The spread and severity of disease-carrying ticks is increasing steadily, according to a 2017 report from the Center for Disease Control.

Lyme disease and Rocky Mountain spotted fever are plaguing many this season, including our furry-friends.

While there is no Lyme disease vaccine for humans, there is a once-a-year preventative shot for dogs. The shot can be administered at a routine visit to the vet, and helps prevent Lyme disease even if a tick bites. It’s a good start, but the vaccine doesn’t protect against other common tick-diseases like ehrlichiosis and anaplasmosis.

"The problem is that even though we prevent Lyme disease, we are still leaving the door open for the other two tick diseases,” said veterinarian Dr. Drew Snider. “That’s the primary reason I like to recommend preventatives … as the first line of defense."

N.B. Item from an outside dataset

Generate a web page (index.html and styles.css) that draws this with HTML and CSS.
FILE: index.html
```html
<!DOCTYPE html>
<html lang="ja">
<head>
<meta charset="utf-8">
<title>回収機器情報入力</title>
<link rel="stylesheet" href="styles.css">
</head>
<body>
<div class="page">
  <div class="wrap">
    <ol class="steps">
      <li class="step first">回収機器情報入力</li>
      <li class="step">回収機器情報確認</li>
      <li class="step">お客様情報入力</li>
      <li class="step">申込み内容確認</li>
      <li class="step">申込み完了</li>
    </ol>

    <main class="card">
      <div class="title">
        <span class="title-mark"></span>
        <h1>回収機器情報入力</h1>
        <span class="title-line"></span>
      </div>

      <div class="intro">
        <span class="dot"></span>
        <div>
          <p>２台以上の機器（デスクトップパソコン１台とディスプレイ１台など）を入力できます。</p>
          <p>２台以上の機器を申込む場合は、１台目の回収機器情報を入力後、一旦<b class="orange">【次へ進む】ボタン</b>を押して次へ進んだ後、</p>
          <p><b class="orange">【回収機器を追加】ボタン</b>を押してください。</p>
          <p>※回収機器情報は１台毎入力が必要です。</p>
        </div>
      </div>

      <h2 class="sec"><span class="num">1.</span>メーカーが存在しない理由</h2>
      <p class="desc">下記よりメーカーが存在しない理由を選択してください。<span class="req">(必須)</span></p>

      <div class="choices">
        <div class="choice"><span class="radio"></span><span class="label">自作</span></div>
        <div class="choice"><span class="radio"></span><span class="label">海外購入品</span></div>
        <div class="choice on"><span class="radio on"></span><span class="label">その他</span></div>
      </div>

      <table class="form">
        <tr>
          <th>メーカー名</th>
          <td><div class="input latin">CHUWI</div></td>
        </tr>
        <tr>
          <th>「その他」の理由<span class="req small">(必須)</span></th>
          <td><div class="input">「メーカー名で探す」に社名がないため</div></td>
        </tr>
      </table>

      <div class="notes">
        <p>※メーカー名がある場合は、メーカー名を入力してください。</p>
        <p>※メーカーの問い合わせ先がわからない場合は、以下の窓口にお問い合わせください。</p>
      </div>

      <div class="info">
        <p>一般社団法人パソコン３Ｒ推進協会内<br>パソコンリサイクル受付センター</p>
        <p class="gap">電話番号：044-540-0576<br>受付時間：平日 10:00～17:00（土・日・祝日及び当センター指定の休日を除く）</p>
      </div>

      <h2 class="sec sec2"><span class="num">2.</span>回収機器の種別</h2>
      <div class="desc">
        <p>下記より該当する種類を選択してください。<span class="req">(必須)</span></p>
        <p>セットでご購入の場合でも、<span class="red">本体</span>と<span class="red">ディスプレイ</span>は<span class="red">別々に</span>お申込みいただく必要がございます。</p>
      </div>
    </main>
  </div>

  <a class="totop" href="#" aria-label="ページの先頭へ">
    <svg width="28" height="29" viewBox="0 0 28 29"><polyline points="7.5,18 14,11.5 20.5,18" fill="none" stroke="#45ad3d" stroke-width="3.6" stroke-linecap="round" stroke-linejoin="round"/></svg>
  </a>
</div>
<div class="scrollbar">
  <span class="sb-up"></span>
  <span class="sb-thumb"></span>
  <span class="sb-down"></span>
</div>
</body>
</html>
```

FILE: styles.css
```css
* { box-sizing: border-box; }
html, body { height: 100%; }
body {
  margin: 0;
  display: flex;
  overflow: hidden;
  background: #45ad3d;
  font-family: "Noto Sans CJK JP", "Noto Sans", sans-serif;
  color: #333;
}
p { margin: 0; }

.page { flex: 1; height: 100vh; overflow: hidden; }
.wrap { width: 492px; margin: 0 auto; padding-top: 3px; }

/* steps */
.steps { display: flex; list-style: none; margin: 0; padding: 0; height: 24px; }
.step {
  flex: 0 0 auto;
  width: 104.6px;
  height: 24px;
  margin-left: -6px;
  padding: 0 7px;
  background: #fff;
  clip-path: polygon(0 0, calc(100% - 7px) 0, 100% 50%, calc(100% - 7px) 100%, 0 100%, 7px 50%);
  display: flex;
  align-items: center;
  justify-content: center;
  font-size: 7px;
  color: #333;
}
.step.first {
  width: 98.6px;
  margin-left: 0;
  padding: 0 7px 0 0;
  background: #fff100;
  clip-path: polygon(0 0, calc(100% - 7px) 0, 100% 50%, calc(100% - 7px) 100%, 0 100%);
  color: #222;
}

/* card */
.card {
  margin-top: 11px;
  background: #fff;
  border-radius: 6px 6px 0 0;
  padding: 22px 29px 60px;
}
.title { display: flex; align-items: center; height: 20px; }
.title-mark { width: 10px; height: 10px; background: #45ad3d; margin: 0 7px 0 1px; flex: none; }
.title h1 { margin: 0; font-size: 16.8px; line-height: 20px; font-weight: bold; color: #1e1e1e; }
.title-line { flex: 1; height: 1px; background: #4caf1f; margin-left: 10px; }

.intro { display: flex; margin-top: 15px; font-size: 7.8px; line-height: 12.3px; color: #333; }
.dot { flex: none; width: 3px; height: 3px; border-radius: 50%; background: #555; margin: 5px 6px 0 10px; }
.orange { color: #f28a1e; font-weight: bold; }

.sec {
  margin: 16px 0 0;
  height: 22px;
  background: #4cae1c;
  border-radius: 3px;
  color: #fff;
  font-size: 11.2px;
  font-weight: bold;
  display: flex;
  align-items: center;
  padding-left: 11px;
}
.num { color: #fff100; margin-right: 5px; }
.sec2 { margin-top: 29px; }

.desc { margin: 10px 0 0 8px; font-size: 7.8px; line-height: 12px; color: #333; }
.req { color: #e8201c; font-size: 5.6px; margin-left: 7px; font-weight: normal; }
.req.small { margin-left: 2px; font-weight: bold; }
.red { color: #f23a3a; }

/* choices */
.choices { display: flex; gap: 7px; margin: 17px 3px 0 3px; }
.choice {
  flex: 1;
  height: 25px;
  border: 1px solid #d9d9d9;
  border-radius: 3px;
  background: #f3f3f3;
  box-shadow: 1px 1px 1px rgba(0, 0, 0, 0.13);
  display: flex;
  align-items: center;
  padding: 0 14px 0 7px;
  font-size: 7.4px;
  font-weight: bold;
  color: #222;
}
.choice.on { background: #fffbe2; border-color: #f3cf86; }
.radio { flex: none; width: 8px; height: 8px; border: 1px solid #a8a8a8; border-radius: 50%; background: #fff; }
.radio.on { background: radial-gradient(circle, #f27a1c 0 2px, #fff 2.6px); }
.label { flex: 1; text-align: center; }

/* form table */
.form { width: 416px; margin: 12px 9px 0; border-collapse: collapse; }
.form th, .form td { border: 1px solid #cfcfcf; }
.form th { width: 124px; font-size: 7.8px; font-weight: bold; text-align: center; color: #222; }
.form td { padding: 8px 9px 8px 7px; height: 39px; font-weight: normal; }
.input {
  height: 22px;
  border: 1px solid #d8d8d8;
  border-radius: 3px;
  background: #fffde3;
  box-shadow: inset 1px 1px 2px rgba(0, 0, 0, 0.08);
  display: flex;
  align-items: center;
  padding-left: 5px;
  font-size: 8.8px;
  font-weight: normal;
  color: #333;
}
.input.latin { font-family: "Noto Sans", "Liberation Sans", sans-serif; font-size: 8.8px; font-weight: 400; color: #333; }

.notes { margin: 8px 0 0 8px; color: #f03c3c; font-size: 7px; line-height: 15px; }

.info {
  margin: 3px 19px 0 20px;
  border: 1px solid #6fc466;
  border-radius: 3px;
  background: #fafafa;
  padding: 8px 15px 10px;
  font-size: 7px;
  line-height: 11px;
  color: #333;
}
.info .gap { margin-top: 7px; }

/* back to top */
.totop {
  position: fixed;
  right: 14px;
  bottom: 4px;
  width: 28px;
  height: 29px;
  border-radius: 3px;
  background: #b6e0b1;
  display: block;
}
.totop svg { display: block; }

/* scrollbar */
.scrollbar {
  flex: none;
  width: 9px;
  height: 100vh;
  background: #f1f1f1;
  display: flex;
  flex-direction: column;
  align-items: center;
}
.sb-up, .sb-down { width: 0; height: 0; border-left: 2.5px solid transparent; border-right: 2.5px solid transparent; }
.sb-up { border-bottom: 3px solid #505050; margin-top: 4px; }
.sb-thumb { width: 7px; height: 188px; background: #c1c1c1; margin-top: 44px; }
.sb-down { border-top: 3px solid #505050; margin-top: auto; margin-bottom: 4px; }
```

Oral pills and topical creams

Snider suggests using oral pills and topical creams. Pills come in the once-a-month and once-every-three-month varieties, but Dr. Snider says the monthly pill is the strongest. Topical oils can be applied immediately prior to exposure to tick-heavy areas. Reapply according to the package’s labeling. For best result, dogs should not be bathed two days before or after application.

Dr. Snider urges dog owners to use topical medicine on top of oral meds and yearly vaccinations for the greatest degree of protection. Preventative meds are also available for cats.

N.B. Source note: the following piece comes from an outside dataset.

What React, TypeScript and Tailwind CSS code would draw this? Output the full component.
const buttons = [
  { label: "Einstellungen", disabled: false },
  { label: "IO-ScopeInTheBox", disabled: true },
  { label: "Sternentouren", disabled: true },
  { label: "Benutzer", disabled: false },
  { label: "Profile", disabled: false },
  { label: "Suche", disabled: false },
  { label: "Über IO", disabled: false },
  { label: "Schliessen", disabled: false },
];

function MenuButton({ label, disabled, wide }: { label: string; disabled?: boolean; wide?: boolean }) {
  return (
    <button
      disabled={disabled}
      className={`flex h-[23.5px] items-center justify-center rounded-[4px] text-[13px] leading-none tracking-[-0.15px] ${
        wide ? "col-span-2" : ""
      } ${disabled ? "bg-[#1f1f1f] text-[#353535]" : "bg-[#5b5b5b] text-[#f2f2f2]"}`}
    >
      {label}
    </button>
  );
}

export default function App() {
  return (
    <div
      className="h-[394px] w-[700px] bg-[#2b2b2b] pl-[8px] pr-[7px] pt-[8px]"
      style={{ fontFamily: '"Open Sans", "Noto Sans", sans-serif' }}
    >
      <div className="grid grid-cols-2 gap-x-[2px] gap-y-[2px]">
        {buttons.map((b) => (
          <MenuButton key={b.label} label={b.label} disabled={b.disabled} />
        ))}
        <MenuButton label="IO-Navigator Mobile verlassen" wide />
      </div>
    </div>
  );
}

"When we’re all driving a car, you have an air bag, but you still use your seatbelt,” said Snider. “In those high-risk situations, [I] recommend several layers of protection as opposed to just relying on the single pill.”

Talk to your vet

Consult a veterinarian to find a solution that works best for you and your pooch. Some pills can be a catalyst for stomach issues in some dogs, and topical-oils may cause non-life-threatening hair-loss. While these symptoms are uncommon, Dr. Snider says it’s important to be aware of the risk. However, the biggest mistake a pet-owner can make is purchasing medication online.

"There isn’t the same regulation [online] that there is in the brick and mortar world for pharmacies and these products,” said Snider. “There have been some situations where an owner thought they were getting one product and were getting something else.”

Online shoppers are cautioned. In the worst case scenario, their purchase could be ineffective and potentially toxic. Dr. Snider stresses that dog-lovers need to do their research.

Good offense is best defense

The good news is that the best defense against ticks is a good offense. Stopping ticks in their tracks can save our beloved best friends. 

"It is a lot harder to get rid of Lyme disease after it is established in the system as opposed to either preventing it right after tick exposure,” said Snider. “If we can catch this early before an animal is sick, then it is treatable and they go on to live a perfectly normal life."